10th January, 2017 (CSAT)


One of the most fateful errors of our age is the belief that ‘the problem of production’ has been solved. Things are not going as well as they ought to be going must be due to human wickedness. We must therefore construct a political system so perfect that human wickedness disappears and everybody behaves well. In fact, it is widely held that everybody is born good; if one turns into a criminal or an exploiter, this is the fault of ‘the system’. Modern man talks of a battle with nature, forgetting that, if he won the battle, he would find himself on the losing side. The illusion of unlimited powers, nourished by technological achievements, has produced the concurrent illusion of having solved the problem of production. The later illusion is based on the failure to distinguish between income and capital where this distinction matters most. Every economist and businessman is familiar with the distinction and applies it conscientiously to all economic affairs except the irreplaceable capital which man has not made but simply found and without which he can do nothing. For larger is the capital provided by nature and not by man and we do not even recognize it as such. This larger part is now being used up at an alarming rate and that it why it is an absurd and suicidal error to believe and act on the belief that the problem of production has been solved.

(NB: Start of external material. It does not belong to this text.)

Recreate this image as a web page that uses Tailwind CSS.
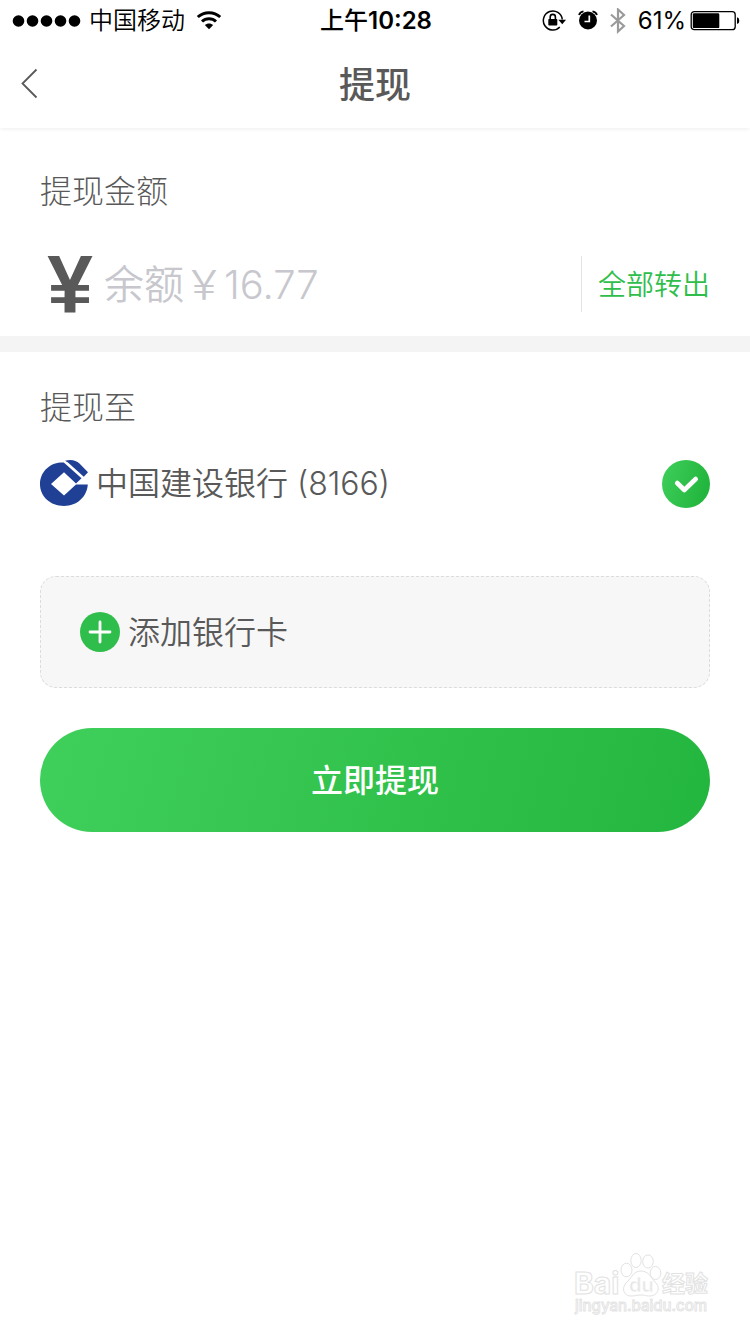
<!DOCTYPE html>
<html lang="zh-CN">
<head>
    <meta charset="UTF-8">
    <meta name="viewport" content="width=device-width, initial-scale=1.0">
    <title>提现</title>
    <script src="https://cdn.jsdelivr.net/npm/@tailwindcss/browser@4"></script>
</head>
<body class="relative min-h-screen bg-white font-['Inter','Noto_Sans_CJK_SC',sans-serif] text-[#595959]">
    <!-- Status bar -->
    <div class="grid grid-cols-3 items-center h-10 pt-0.5 pl-3 pr-2.5 text-2xl text-black">
        <div class="flex items-center gap-[7px]">
            <svg class="w-[70px] h-4" viewBox="0 0 70 16" fill="currentColor" aria-hidden="true">
                <circle cx="6.500" cy="8" r="5.800"/>
                <circle cx="20.500" cy="8" r="5.800"/>
                <circle cx="34.500" cy="8" r="5.800"/>
                <circle cx="48.500" cy="8" r="5.800"/>
                <circle cx="62.500" cy="8" r="5.800"/>
            </svg>
            <span class="font-[350] whitespace-nowrap">中国移动</span>
            <svg class="w-[26px] h-5 ml-1" viewBox="0 0 26 20" fill="none" stroke="currentColor" stroke-width="3" aria-hidden="true">
                <path d="M1.800 6C8 .3 18 .3 24.200 6"/>
                <path d="M6 10.500C10 6.800 16 6.800 20 10.500"/>
                <path d="M13 18.300L8.800 14.100C11.200 12 14.800 12 17.200 14.100Z" fill="currentColor" stroke="none"/>
            </svg>
        </div>
        <p class="text-center font-medium whitespace-nowrap">上午<span class="font-semibold">10:28</span></p>
        <div class="flex items-center justify-end">
            <svg class="w-6 h-6 mr-3" viewBox="0 0 24 24" fill="none" stroke="currentColor" stroke-width="1.500" aria-hidden="true">
                <path d="M17.800 18A9.500 9.500 0 1 1 20.300 10.500"/>
                <path d="M16.300 10.800H24L20.300 15.300Z" fill="currentColor" stroke="none"/>
                <rect x="6.300" y="10" width="9" height="6.500" rx=".8" fill="currentColor" stroke="none"/>
                <path d="M8.200 10.500V8a2.600 2.600 0 0 1 5.200 0V10.500" stroke-width="1.600"/>
            </svg>
            <svg class="w-5 h-6 mr-3" viewBox="0 0 20 24" fill="none" stroke="currentColor" aria-hidden="true">
                <circle cx="10" cy="11.500" r="9" fill="currentColor" stroke="none"/>
                <path d="M1 6Q2.200 2.800 5.500 2.300M19 6Q17.800 2.800 14.500 2.300" stroke-width="1.800"/>
                <path d="M11.300 6.500V12.500H6.500" stroke="white" stroke-width="1.700"/>
            </svg>
            <svg class="w-4 h-[26px] mr-3 text-[#9a9a9a]" viewBox="0 0 16 26" fill="none" stroke="currentColor" stroke-width="2.200" aria-hidden="true">
                <path d="M1 6.500L14 18L8 23.500V1.500L14 7L1 18.500"/>
            </svg>
            <span class="mr-1">61%</span>
            <svg class="w-[50px] h-5" viewBox="0 0 50 20" fill="none" aria-hidden="true">
                <rect x="1.200" y=".7" width="44" height="18" rx="3" stroke="currentColor" stroke-width="1.300"/>
                <rect x="2.800" y="2.300" width="26.500" height="14.800" rx="1.200" fill="currentColor"/>
                <path d="M47 6.300Q49.300 6.800 49.300 9.700T47 13.100Z" fill="currentColor"/>
            </svg>
        </div>
    </div>

    <!-- Title bar -->
    <header class="grid grid-cols-[1fr_auto_1fr] items-center h-22 px-4 shadow-[0_3px_3px_-1px_rgba(0,0,0,0.05)]">
        <button type="button" aria-label="返回" class="w-8 h-12">
            <svg class="w-7 h-8" viewBox="0 0 28 32" fill="none" stroke="currentColor" stroke-width="1.800">
                <path d="M20.500 1.500L6.500 15.500L20.500 29.500"/>
            </svg>
        </button>
        <h1 class="pt-0.5 text-4xl font-medium">提现</h1>
    </header>

    <main>
        <!-- Amount -->
        <section class="px-10 pt-10 pb-6 border-b-16 border-[#f4f4f4]">
            <label for="amount" class="block text-[32px] leading-12 font-light">提现金额</label>
            <div class="flex items-center h-14 mt-10">
                <span class="w-15 mr-1 text-center font-['Liberation_Sans',sans-serif] text-[82px] leading-14 font-bold">¥</span>
                <input id="amount" type="text" inputmode="decimal" placeholder="余额￥16.77" class="flex-1 min-w-0 h-14 pt-0.5 text-[40px] font-[350] outline-none placeholder:text-[#c7c7cd]">
                <button type="button" class="h-14 pt-0.5 pl-4 border-l border-[#e4e4e4] text-[28px] font-[350] text-[#2fbe4b]">全部转出</button>
            </div>
        </section>

        <!-- Destination card -->
        <section class="px-10 pt-8">
            <h2 class="text-[32px] leading-12 font-light">提现至</h2>
            <label class="flex items-center h-12 mt-7 text-[32px] font-[350]">
                <input type="radio" name="card" checked class="peer sr-only">
                <svg class="w-12 h-12 mr-2" viewBox="0 0 48 48" aria-hidden="true">
                    <path d="M20.500 2.600H23.800L41.500 18.300L36 23.600L24 12.300L11 24L24 35.500L36 24.600H47.800C47 37 37 46 24 46C10.500 46 0 36.500 0 24.300C0 12.500 9 3.500 20.500 2.600Z" fill="#1f4094"/>
                    <path d="M25 .8C31-.8 36 .3 39.500 3.500L48 12.300L43.800 16.700L28 2.500Z" fill="#1f4094"/>
                </svg>
                <span class="flex-1">中国建设银行 (8166)</span>
                <svg class="hidden w-12 h-12 peer-checked:block" viewBox="0 0 48 48" fill="none" aria-hidden="true">
                    <defs>
                        <linearGradient id="check" x1="0" y1="0" x2="1" y2=".3">
                            <stop offset="0" stop-color="#3fcf5b"/>
                            <stop offset="1" stop-color="#23b63e"/>
                        </linearGradient>
                    </defs>
                    <circle cx="24" cy="24" r="24" fill="url(#check)"/>
                    <path d="M15.200 23L22.300 30L33.700 19" stroke="white" stroke-width="4.600" stroke-linecap="round" stroke-linejoin="round"/>
                </svg>
            </label>

            <button type="button" class="flex items-center w-full h-28 mt-[68px] px-[39px] border border-dashed border-[#dcdcdc] rounded-2xl bg-[#f7f7f7] text-[32px] font-[350]">
                <svg class="w-10 h-10 mr-2" viewBox="0 0 40 40" aria-hidden="true">
                    <circle cx="20" cy="20" r="20" fill="#2fbe4b"/>
                    <path d="M20 10V30M10 20H30" stroke="white" stroke-width="2.800" stroke-linecap="round"/>
                </svg>
                <span class="pt-0.5">添加银行卡</span>
            </button>

            <button type="submit" class="w-full h-26 mt-10 pt-0.5 rounded-full bg-linear-105 from-[#3fcf5b] to-[#23b63e] text-[32px] font-medium text-white">立即提现</button>
        </section>
    </main>

    <!-- Watermark -->
    <div class="absolute right-10 bottom-4" aria-hidden="true">
        <svg class="w-[136px] h-[68px]" viewBox="0 0 136 68" fill="white" stroke="#e2e2e2" stroke-width="1">
            <ellipse cx="52.500" cy="20" rx="5.500" ry="6.800"/>
            <ellipse cx="62" cy="10.500" rx="5.200" ry="7"/>
            <ellipse cx="74" cy="11.500" rx="5.300" ry="6.600"/>
            <ellipse cx="81.500" cy="23" rx="5.300" ry="6.500"/>
            <path d="M67 21C75 21 77 28 82 33C87 39 83 46 76 46C71 46 72 45 67 45C62 45 62 46 57 46C50 46 47 39 52 33C58 28 59 21 67 21Z"/>
            <text x="0" y="44" font-size="30" font-weight="700">Bai</text>
            <text x="55" y="42" font-size="20" font-weight="600" fill="#e6e6e6" stroke="white" stroke-width=".5">du</text>
            <text x="88" y="42" font-size="23" font-weight="700">经验</text>
            <text x="1" y="61" font-size="15" font-weight="500" fill="#f8f8f8" stroke-width=".8">jingyan.baidu.com</text>
        </svg>
    </div>
</body>
</html>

1. According to the author, the problem of production has not yet been solved because

(a) inspite of the huge and cry the world over, man is still exploiting his resource base (i.e., nature), to reduce the level of exploitation

(b) of man’s failure to realize that his economic activities are adversely affecting nature

(c) technology is yet to be transferred to developing countries

(d) the detrimental effect that the new technologies have when used for achieving economic goals


2. Identify the statement that cannot be attributed to the author with regard to the control of the systems of society.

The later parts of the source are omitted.